There was a student named Martha Bond in the rolls of the Mordecai school. She was there for three terms, starting summer 1810 and staying through the end of 1811. I don't have a hometown or adult's name attached to her name.

Seems like that should be a pretty dead end for further exploration, but just to be sure, searched out a "Martha Bond" in NC around the right age. And I found one! Martha Bond, daughter of James Bond (1760-1812) and Mary Hoskins (1767-1831), married David Small in 1822. Her parents married in 1787, and she was the third of their six children, which likely lands her birth year in the mid-1790s--very plausible for a Mordecai student in 1811. What makes this Martha Bond Small a very likely candidate is her family connections... Mary Hoskins, born in Chowan County NC, was kin to the Blount/Blunt family (see previous entry). Three of Mary's siblings married people named Blount.

The North Carolina Historical Register has Martha Bond Small as mother of six: Jane E. Small (1829-1873), William B. Small (1831-1854), Mary Frances Small (1831-1835), David Small (1833-1866), Edmund Small (1835-1862), Thomas M. Small (1837-1909). She died a widow in 1845. Three of her sons were in the CSA; one died in the war; one died afterwards from an illness contracted in the army; and the youngest survived as a disabled veteran ("His lameness is very perceptible in walking").

Remembering that some Marthas were called "Patsy" or "Patsey" in her place and time, I also searched Pats(e)y Bond Halls... sure enough, there's mention of her marriage to David Small as "Patsey Bond," married by an Obadiah Small in Chowan County. These sources have her marrying in 1826 or 1828, which might match better with her children's birth dates. Someone in Edenton owns (or at least owned) the family bible of David and Martha Small, which shows her as born 8-14-1796. (And David Small as slightly younger, born 11-13-1796.)

So to sum it all up: Martha "Patsey" Bond was born 1796, the third child of her parents.
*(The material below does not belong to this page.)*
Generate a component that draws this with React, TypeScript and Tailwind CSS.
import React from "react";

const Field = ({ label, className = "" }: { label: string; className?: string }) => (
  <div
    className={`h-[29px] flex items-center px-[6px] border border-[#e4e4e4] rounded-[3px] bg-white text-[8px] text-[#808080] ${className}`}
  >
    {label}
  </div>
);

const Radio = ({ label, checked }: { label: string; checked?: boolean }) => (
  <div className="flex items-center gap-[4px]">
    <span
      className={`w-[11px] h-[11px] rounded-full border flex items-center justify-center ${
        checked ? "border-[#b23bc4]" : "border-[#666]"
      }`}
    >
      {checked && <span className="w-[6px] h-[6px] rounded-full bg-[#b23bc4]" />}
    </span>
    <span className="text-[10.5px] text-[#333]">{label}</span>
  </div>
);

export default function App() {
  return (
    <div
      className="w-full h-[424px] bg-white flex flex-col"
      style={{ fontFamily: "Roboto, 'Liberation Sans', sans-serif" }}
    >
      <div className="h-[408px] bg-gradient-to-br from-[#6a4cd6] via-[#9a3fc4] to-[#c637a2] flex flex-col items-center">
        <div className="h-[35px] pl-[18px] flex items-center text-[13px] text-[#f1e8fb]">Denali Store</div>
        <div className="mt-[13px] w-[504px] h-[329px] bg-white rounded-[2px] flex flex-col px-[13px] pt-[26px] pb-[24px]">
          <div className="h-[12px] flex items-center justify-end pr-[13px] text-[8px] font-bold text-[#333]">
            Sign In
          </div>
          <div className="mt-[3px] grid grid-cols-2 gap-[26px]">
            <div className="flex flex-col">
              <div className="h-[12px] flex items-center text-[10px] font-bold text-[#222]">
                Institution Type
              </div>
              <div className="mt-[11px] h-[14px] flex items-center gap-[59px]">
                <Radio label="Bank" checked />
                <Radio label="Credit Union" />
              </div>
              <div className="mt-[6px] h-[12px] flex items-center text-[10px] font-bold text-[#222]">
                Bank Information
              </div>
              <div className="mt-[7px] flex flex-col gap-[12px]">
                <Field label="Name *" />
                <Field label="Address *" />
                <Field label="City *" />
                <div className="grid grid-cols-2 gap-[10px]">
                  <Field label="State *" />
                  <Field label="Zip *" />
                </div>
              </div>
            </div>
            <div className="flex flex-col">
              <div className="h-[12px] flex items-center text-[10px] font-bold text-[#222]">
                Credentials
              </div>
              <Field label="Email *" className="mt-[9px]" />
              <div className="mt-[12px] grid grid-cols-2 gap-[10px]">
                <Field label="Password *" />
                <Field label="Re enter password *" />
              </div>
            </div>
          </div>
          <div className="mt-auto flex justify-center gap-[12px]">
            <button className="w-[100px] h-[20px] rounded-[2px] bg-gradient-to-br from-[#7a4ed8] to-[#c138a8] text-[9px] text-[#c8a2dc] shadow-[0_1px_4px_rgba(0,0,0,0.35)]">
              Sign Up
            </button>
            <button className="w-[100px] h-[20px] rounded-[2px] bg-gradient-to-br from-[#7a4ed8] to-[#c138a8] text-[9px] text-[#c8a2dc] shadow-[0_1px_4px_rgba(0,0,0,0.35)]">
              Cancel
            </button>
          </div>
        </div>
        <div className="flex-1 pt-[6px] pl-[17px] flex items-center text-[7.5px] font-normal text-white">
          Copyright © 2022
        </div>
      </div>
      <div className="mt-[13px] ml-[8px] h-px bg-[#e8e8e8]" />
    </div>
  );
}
She went to the Mordecai school just before she turned 14, and stayed until she was 15. Soon after she left school, her father died, in February 1812. Martha married when she was about 30, and had six children before she was widowed; one of her daughters, Mary Frances (possibly a twin?), died at age 4. Martha Bond Small died in 1845, age 49. When she died, her youngest sons were 10 and 8.